DIRECTION:
Using the listing below, copy every line that mentions "styles".

* start DATASET EXTRACT *

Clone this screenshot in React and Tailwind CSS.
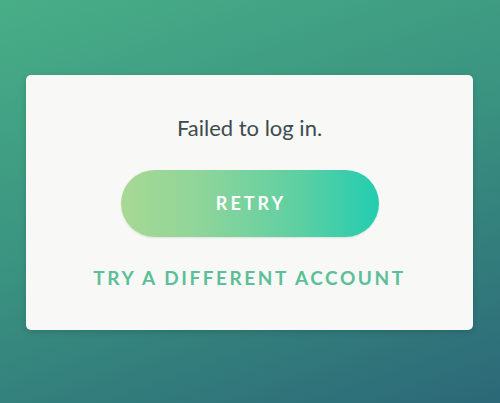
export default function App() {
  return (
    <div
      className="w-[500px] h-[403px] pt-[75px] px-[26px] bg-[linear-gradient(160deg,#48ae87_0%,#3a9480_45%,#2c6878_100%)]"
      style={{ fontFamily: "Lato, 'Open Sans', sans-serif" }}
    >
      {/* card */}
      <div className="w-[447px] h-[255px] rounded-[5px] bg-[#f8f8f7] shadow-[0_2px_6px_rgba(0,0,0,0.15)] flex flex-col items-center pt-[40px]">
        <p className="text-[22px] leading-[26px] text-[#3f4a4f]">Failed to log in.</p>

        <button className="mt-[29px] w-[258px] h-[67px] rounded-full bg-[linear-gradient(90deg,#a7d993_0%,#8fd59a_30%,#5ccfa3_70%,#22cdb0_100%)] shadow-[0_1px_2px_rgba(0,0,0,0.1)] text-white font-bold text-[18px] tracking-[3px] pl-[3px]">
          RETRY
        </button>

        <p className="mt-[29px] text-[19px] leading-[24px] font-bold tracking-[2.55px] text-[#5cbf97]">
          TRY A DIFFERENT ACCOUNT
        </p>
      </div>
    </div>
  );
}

* end DATASET EXTRACT *
* start DATASET EXTRACT *

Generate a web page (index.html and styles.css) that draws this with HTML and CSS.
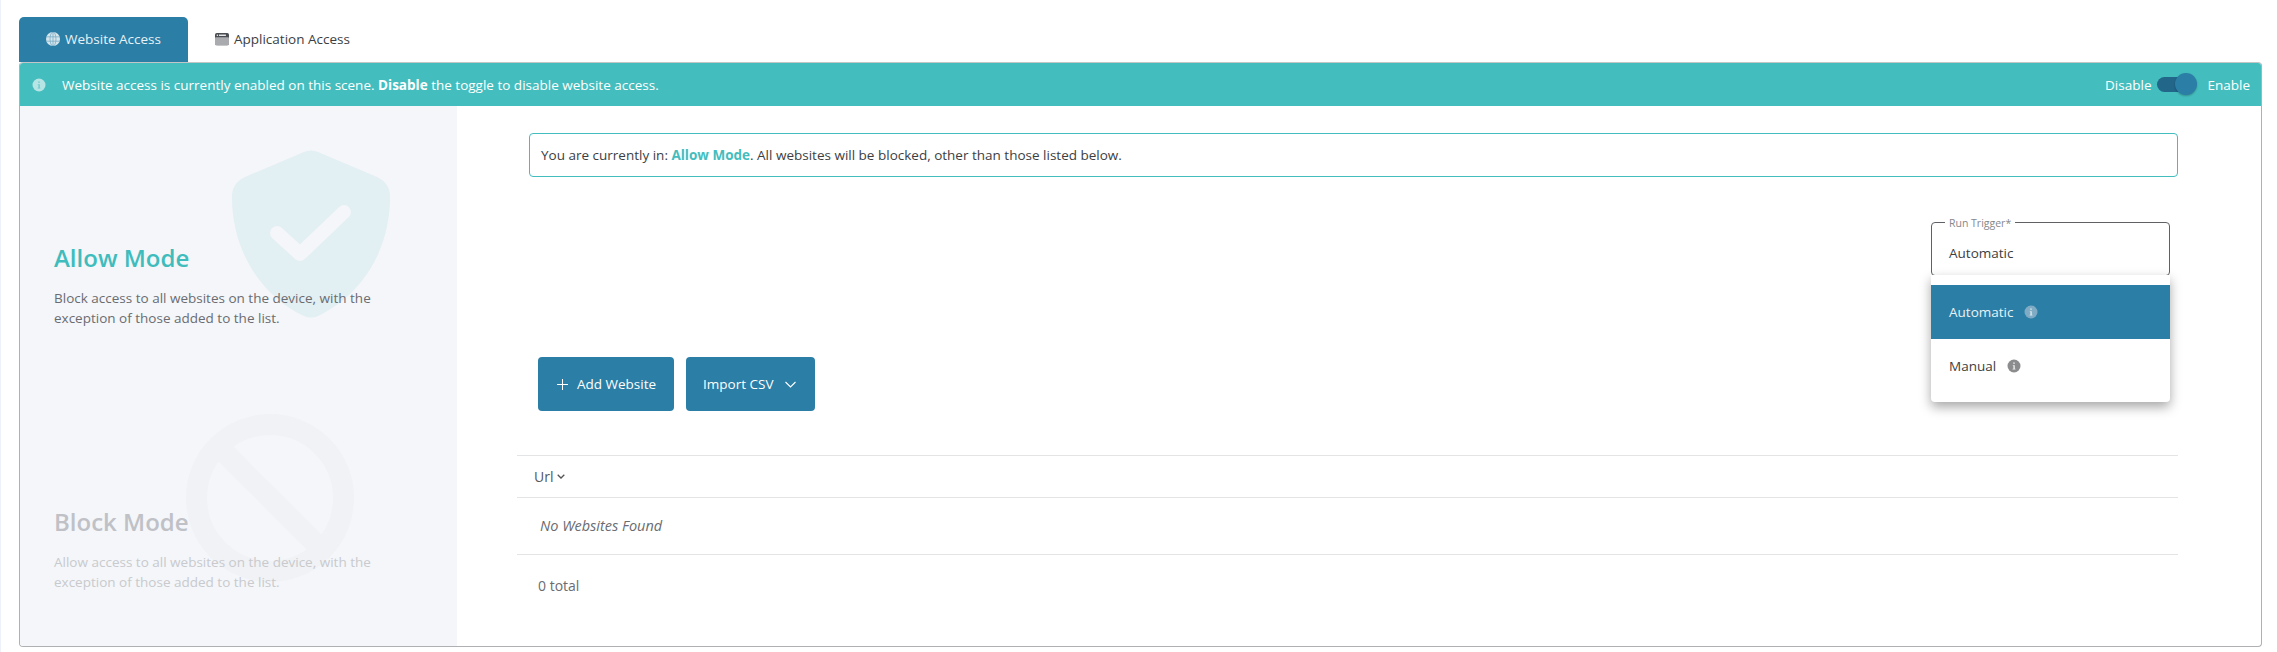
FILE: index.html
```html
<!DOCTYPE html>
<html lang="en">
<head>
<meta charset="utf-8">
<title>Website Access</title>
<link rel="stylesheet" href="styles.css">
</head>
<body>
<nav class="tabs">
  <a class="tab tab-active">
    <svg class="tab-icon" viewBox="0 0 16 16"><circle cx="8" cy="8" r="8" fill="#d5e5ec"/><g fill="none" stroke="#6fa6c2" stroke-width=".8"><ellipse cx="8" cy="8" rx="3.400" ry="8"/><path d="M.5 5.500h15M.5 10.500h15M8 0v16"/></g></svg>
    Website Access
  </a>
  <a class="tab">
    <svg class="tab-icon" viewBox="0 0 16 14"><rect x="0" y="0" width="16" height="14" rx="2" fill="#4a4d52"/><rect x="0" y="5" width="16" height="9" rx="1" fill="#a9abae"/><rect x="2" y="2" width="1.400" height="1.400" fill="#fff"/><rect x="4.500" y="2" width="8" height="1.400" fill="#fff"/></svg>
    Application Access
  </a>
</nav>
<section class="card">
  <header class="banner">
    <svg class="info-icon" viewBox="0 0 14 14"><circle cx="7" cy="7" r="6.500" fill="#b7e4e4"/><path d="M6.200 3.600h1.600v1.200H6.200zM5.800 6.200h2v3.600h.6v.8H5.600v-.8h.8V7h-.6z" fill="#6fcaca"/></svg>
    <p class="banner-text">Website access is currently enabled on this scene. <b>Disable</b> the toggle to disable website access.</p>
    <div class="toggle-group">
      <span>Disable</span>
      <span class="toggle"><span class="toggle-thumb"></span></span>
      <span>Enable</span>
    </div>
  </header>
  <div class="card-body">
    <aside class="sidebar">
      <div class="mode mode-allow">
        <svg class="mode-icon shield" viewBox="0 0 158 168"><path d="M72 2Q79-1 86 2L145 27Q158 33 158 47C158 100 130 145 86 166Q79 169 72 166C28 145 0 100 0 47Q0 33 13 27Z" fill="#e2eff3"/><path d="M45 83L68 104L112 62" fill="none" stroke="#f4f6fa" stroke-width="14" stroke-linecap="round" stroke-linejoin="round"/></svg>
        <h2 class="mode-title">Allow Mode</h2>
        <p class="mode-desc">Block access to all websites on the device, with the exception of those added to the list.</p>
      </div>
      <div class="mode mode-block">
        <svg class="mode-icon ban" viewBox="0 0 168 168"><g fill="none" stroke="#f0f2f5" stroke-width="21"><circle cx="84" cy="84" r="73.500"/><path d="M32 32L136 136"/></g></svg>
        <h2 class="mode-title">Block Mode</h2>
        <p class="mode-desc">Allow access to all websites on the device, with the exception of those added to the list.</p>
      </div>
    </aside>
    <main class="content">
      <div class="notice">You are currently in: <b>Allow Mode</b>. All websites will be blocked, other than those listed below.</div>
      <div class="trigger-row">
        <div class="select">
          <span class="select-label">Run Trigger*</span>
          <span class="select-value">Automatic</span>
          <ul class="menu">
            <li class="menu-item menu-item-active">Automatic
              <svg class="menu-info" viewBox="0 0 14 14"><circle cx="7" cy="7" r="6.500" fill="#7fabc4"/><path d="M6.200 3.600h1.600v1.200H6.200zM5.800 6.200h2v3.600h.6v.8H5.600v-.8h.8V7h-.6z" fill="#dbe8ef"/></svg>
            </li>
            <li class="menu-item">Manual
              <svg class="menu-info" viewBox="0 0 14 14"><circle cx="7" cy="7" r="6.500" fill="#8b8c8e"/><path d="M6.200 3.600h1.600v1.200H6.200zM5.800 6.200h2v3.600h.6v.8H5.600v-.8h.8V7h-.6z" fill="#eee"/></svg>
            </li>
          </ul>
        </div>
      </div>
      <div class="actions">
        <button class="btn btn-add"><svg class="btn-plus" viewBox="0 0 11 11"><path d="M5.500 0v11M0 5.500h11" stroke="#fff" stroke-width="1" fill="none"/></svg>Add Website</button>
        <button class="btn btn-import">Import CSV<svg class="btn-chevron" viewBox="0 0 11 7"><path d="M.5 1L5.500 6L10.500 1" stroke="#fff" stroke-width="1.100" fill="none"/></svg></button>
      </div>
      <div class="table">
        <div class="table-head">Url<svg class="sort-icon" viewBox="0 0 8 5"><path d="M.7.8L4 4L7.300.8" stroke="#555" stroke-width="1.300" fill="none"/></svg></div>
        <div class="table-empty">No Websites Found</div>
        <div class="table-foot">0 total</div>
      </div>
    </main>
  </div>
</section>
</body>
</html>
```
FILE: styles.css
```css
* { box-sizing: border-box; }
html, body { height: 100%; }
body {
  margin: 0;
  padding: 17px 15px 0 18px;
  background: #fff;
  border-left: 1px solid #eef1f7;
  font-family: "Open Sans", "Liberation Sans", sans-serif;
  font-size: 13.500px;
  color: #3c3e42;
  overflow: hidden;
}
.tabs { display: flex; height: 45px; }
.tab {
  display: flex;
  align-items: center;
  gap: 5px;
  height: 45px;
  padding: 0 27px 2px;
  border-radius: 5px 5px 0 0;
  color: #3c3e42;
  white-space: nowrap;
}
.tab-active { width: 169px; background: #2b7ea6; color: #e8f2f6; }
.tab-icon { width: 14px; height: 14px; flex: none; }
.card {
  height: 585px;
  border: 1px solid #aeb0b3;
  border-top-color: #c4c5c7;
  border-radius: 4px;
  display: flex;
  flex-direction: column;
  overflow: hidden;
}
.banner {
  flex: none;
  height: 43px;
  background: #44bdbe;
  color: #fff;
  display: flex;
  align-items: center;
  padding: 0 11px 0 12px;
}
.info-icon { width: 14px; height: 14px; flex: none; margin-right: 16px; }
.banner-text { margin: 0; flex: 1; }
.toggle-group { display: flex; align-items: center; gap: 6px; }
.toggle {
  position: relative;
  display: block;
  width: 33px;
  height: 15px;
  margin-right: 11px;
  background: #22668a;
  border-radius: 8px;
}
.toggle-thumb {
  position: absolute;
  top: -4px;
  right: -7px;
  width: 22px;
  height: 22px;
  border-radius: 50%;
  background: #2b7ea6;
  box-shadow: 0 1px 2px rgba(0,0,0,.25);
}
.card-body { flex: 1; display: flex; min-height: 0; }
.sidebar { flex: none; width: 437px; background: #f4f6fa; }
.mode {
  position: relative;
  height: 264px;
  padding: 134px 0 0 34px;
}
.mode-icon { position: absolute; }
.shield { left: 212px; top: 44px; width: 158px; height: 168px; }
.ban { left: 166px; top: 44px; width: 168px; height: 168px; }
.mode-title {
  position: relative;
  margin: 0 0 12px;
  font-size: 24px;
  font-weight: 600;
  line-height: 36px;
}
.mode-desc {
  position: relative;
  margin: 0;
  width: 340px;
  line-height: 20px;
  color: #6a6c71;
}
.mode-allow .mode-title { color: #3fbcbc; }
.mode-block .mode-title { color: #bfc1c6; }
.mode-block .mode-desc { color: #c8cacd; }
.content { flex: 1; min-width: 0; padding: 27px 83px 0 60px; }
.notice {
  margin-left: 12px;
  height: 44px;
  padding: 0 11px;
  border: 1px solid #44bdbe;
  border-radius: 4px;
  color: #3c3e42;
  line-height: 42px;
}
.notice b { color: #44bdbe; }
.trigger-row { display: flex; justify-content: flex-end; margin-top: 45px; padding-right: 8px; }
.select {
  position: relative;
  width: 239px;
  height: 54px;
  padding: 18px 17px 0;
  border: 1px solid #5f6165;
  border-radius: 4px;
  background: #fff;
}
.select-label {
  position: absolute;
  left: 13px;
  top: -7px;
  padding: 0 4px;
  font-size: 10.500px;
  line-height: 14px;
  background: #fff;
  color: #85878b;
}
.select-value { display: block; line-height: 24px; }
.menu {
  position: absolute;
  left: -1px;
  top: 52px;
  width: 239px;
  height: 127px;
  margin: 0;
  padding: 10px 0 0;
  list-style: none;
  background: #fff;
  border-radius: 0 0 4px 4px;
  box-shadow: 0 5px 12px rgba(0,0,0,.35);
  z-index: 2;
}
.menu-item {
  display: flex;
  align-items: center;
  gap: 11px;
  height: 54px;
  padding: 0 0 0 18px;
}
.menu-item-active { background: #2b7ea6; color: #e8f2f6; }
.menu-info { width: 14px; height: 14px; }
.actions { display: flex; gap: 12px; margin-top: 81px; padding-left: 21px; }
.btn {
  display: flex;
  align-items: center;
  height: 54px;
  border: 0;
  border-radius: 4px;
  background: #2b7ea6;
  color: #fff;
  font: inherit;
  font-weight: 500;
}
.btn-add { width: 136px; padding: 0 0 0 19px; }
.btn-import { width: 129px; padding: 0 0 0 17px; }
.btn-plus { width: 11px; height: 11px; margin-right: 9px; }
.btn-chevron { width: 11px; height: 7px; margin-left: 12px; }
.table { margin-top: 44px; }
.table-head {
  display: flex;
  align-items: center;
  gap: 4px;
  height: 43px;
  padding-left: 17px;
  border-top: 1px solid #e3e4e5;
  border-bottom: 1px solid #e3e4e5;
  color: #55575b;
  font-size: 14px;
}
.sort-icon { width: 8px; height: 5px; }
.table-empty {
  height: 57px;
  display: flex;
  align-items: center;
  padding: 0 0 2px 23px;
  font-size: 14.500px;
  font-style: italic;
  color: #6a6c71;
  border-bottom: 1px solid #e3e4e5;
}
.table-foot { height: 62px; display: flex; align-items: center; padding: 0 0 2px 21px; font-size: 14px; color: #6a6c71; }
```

* end DATASET EXTRACT *
* start DATASET EXTRACT *

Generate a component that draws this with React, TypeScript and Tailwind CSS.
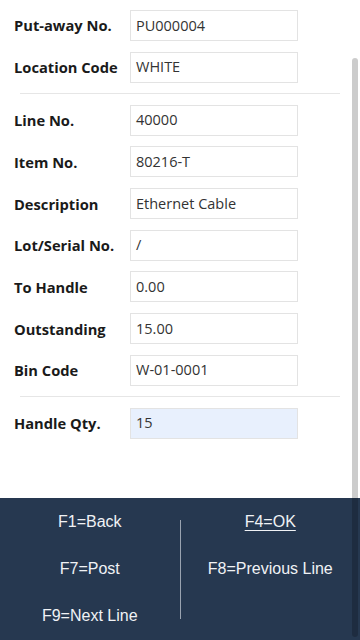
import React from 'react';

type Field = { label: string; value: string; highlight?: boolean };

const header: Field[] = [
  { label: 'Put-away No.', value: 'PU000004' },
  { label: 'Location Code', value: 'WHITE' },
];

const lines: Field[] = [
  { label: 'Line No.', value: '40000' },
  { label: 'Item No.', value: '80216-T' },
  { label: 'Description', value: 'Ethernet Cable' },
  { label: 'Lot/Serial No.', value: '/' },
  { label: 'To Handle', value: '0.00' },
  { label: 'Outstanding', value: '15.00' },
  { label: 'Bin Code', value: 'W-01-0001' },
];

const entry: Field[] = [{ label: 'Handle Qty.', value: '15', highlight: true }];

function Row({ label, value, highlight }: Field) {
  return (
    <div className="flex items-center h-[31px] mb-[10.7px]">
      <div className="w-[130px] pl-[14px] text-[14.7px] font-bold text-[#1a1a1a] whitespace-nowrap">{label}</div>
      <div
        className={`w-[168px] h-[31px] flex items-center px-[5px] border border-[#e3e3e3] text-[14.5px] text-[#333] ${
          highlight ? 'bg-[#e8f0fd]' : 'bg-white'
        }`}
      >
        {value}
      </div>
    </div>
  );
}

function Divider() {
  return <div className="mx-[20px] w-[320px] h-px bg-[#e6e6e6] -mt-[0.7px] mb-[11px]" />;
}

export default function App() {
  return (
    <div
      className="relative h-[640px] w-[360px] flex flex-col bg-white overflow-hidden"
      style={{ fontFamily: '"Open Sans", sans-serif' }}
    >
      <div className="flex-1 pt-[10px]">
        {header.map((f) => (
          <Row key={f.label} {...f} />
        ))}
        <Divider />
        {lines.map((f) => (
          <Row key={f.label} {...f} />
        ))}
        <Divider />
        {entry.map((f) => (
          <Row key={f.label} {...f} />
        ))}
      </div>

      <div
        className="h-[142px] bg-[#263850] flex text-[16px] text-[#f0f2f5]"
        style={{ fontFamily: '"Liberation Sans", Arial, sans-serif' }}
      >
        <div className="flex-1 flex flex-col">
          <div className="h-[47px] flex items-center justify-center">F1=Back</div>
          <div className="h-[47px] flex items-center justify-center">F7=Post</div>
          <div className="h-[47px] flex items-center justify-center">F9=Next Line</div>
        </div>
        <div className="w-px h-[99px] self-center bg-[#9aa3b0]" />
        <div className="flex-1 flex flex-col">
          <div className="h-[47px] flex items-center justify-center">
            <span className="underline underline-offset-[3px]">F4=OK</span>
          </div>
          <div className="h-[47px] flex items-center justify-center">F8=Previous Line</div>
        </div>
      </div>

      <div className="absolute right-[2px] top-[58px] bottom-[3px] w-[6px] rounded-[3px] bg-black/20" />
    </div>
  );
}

* end DATASET EXTRACT *

SOLUTION TO THIS TASK:
Generate a web page (index.html and styles.css) that draws this with HTML and CSS.
<link rel="stylesheet" href="styles.css">
FILE: styles.css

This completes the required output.